──────── INFORMATION PROVIDED ────────

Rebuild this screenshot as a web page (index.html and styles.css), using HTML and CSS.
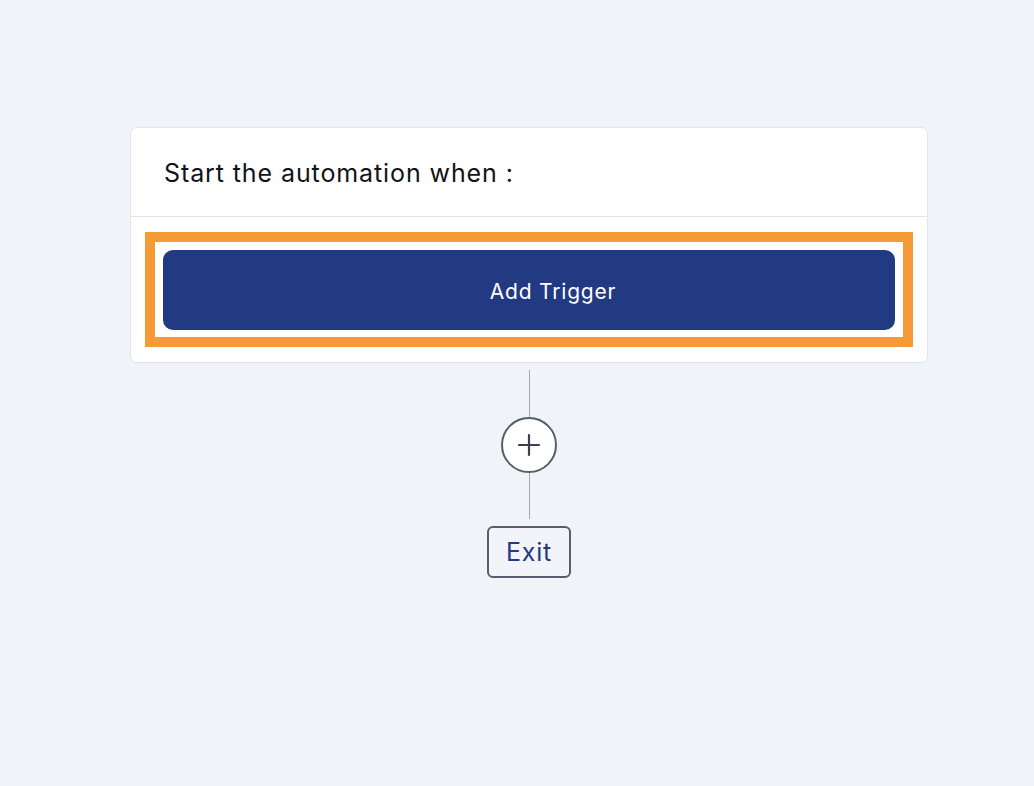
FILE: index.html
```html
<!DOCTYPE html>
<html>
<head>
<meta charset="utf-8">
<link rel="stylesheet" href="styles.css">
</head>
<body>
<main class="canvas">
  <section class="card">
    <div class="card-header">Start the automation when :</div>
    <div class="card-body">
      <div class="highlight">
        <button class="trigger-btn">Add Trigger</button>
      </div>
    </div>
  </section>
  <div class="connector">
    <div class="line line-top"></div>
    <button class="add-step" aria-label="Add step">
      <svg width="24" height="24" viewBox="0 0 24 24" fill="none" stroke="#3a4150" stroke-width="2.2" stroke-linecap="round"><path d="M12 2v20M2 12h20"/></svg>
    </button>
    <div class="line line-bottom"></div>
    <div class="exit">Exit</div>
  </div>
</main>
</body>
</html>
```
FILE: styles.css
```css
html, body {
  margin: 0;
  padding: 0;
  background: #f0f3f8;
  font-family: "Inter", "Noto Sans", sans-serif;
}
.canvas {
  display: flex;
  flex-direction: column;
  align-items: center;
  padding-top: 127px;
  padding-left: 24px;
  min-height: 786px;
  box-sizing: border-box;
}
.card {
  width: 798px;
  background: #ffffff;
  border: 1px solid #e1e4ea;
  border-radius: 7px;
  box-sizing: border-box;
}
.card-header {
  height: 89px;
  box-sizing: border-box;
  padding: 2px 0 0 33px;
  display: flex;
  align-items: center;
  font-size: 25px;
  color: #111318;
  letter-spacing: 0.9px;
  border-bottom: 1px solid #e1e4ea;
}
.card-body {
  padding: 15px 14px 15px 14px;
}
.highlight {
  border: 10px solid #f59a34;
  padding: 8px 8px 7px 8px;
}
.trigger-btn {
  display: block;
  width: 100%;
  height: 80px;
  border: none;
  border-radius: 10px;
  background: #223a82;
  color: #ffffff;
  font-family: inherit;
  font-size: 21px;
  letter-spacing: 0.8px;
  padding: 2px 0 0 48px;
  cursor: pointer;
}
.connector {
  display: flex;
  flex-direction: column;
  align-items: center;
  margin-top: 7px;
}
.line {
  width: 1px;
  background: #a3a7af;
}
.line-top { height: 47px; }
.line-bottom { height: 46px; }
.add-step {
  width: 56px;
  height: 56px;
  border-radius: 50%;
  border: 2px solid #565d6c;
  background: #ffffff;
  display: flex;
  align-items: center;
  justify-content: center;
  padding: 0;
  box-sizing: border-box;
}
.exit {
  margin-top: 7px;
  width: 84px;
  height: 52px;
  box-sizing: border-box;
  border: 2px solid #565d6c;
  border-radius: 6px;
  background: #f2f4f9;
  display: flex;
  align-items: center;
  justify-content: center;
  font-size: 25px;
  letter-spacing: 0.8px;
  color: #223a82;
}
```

────────
──────── INFORMATION PROVIDED ────────

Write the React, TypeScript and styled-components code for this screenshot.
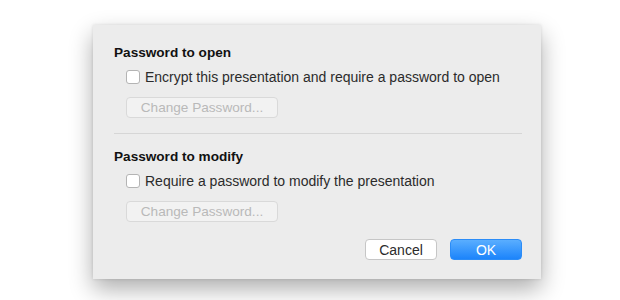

────────

Pick out every line above that contains the word "index" and copy it.

Rebuild this screenshot as a web page (index.html and styles.css), using HTML and CSS.
FILE: index.html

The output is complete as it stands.